Required work
Keep the images out and copy every entry below exactly.

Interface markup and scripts
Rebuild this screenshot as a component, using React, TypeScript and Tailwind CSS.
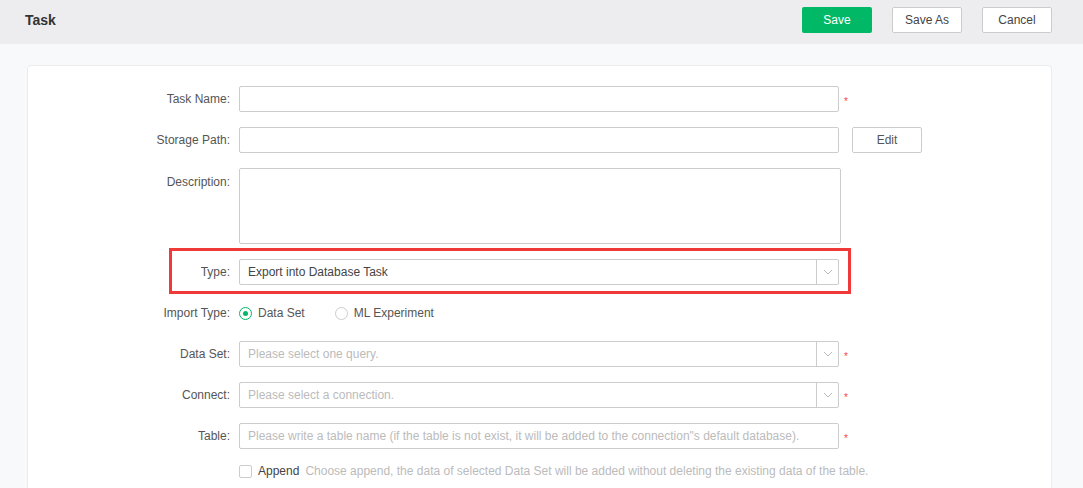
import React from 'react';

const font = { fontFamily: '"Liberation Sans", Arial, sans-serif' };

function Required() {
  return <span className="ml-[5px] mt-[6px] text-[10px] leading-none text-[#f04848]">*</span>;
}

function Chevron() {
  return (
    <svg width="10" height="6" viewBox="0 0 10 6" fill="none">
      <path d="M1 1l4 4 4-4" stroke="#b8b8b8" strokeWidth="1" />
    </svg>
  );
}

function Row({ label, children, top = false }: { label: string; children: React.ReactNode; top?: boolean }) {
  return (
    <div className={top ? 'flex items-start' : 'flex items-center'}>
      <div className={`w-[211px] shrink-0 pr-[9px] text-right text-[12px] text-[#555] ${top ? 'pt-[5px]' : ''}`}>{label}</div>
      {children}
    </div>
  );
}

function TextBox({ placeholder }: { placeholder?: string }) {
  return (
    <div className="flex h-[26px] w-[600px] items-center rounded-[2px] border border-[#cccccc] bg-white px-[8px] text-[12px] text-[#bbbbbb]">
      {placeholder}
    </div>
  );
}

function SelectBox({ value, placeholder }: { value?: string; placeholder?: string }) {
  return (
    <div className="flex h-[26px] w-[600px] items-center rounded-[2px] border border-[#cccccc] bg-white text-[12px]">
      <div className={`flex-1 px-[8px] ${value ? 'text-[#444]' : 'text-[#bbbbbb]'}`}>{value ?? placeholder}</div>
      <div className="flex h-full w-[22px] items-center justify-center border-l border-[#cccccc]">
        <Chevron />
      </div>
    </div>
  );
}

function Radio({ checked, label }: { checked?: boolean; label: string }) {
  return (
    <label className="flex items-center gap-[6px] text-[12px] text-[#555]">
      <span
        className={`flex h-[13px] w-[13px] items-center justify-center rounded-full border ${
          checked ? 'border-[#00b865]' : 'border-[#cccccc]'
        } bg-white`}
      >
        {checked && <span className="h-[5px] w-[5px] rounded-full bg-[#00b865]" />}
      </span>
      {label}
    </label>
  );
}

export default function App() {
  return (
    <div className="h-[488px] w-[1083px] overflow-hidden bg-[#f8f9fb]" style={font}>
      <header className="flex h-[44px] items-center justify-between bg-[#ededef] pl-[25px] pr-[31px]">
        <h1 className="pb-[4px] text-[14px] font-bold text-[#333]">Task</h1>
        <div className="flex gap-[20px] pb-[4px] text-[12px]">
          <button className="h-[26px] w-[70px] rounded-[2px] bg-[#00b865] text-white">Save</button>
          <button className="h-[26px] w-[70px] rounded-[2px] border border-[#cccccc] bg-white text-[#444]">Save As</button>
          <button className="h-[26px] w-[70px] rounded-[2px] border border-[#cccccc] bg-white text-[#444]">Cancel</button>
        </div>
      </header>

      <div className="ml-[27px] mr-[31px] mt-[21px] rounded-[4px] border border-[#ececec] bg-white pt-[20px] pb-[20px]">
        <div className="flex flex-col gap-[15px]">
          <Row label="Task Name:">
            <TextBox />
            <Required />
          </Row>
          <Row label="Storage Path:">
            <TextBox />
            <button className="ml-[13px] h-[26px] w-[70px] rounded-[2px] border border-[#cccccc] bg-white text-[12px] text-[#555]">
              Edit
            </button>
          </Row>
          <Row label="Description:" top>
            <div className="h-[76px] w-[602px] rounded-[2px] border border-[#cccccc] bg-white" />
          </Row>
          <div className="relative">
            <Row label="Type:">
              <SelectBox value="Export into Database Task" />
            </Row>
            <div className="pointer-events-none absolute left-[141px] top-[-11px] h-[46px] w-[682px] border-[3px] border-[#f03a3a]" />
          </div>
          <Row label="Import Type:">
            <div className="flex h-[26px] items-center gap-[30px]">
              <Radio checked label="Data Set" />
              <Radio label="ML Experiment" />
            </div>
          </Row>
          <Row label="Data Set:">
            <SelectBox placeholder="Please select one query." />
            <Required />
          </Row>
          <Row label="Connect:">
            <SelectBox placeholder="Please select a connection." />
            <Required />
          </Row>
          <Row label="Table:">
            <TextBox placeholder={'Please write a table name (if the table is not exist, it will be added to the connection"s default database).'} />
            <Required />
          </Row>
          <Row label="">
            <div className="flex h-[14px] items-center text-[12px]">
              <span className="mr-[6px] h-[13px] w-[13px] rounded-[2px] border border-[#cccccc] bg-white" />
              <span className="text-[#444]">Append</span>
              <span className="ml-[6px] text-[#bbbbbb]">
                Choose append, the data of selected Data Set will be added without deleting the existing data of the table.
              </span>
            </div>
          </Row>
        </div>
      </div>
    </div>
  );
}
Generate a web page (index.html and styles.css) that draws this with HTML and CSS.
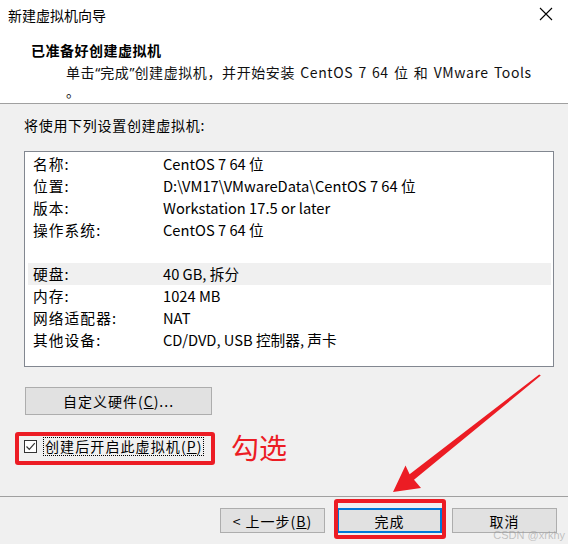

Response for this exercise
Rebuild this screenshot as a component, using React, TypeScript and Tailwind CSS.
import React from 'react';

const font = { fontFamily: '"Liberation Sans", Arial, sans-serif' };

function Required() {
  return <span className="ml-[5px] mt-[6px] text-[10px] leading-none text-[#f04848]">*</span>;
}

function Chevron() {
  return (
    <svg width="10" height="6" viewBox="0 0 10 6" fill="none">
      <path d="M1 1l4 4 4-4" stroke="#b8b8b8" strokeWidth="1" />
    </svg>
  );
}

function Row({ label, children, top = false }: { label: string; children: React.ReactNode; top?: boolean }) {
  return (
    <div className={top ? 'flex items-start' : 'flex items-center'}>
      <div className={`w-[211px] shrink-0 pr-[9px] text-right text-[12px] text-[#555] ${top ? 'pt-[5px]' : ''}`}>{label}</div>
      {children}
    </div>
  );
}

function TextBox({ placeholder }: { placeholder?: string }) {
  return (
    <div className="flex h-[26px] w-[600px] items-center rounded-[2px] border border-[#cccccc] bg-white px-[8px] text-[12px] text-[#bbbbbb]">
      {placeholder}
    </div>
  );
}

function SelectBox({ value, placeholder }: { value?: string; placeholder?: string }) {
  return (
    <div className="flex h-[26px] w-[600px] items-center rounded-[2px] border border-[#cccccc] bg-white text-[12px]">
      <div className={`flex-1 px-[8px] ${value ? 'text-[#444]' : 'text-[#bbbbbb]'}`}>{value ?? placeholder}</div>
      <div className="flex h-full w-[22px] items-center justify-center border-l border-[#cccccc]">
        <Chevron />
      </div>
    </div>
  );
}

function Radio({ checked, label }: { checked?: boolean; label: string }) {
  return (
    <label className="flex items-center gap-[6px] text-[12px] text-[#555]">
      <span
        className={`flex h-[13px] w-[13px] items-center justify-center rounded-full border ${
          checked ? 'border-[#00b865]' : 'border-[#cccccc]'
        } bg-white`}
      >
        {checked && <span className="h-[5px] w-[5px] rounded-full bg-[#00b865]" />}
      </span>
      {label}
    </label>
  );
}

export default function App() {
  return (
    <div className="h-[488px] w-[1083px] overflow-hidden bg-[#f8f9fb]" style={font}>
      <header className="flex h-[44px] items-center justify-between bg-[#ededef] pl-[25px] pr-[31px]">
        <h1 className="pb-[4px] text-[14px] font-bold text-[#333]">Task</h1>
        <div className="flex gap-[20px] pb-[4px] text-[12px]">
          <button className="h-[26px] w-[70px] rounded-[2px] bg-[#00b865] text-white">Save</button>
          <button className="h-[26px] w-[70px] rounded-[2px] border border-[#cccccc] bg-white text-[#444]">Save As</button>
          <button className="h-[26px] w-[70px] rounded-[2px] border border-[#cccccc] bg-white text-[#444]">Cancel</button>
        </div>
      </header>

      <div className="ml-[27px] mr-[31px] mt-[21px] rounded-[4px] border border-[#ececec] bg-white pt-[20px] pb-[20px]">
        <div className="flex flex-col gap-[15px]">
          <Row label="Task Name:">
            <TextBox />
            <Required />
          </Row>
          <Row label="Storage Path:">
            <TextBox />
            <button className="ml-[13px] h-[26px] w-[70px] rounded-[2px] border border-[#cccccc] bg-white text-[12px] text-[#555]">
              Edit
            </button>
          </Row>
          <Row label="Description:" top>
            <div className="h-[76px] w-[602px] rounded-[2px] border border-[#cccccc] bg-white" />
          </Row>
          <div className="relative">
            <Row label="Type:">
              <SelectBox value="Export into Database Task" />
            </Row>
            <div className="pointer-events-none absolute left-[141px] top-[-11px] h-[46px] w-[682px] border-[3px] border-[#f03a3a]" />
          </div>
          <Row label="Import Type:">
            <div className="flex h-[26px] items-center gap-[30px]">
              <Radio checked label="Data Set" />
              <Radio label="ML Experiment" />
            </div>
          </Row>
          <Row label="Data Set:">
            <SelectBox placeholder="Please select one query." />
            <Required />
          </Row>
          <Row label="Connect:">
            <SelectBox placeholder="Please select a connection." />
            <Required />
          </Row>
          <Row label="Table:">
            <TextBox placeholder={'Please write a table name (if the table is not exist, it will be added to the connection"s default database).'} />
            <Required />
          </Row>
          <Row label="">
            <div className="flex h-[14px] items-center text-[12px]">
              <span className="mr-[6px] h-[13px] w-[13px] rounded-[2px] border border-[#cccccc] bg-white" />
              <span className="text-[#444]">Append</span>
              <span className="ml-[6px] text-[#bbbbbb]">
                Choose append, the data of selected Data Set will be added without deleting the existing data of the table.
              </span>
            </div>
          </Row>
        </div>
      </div>
    </div>
  );
}
Generate a web page (index.html and styles.css) that draws this with HTML and CSS.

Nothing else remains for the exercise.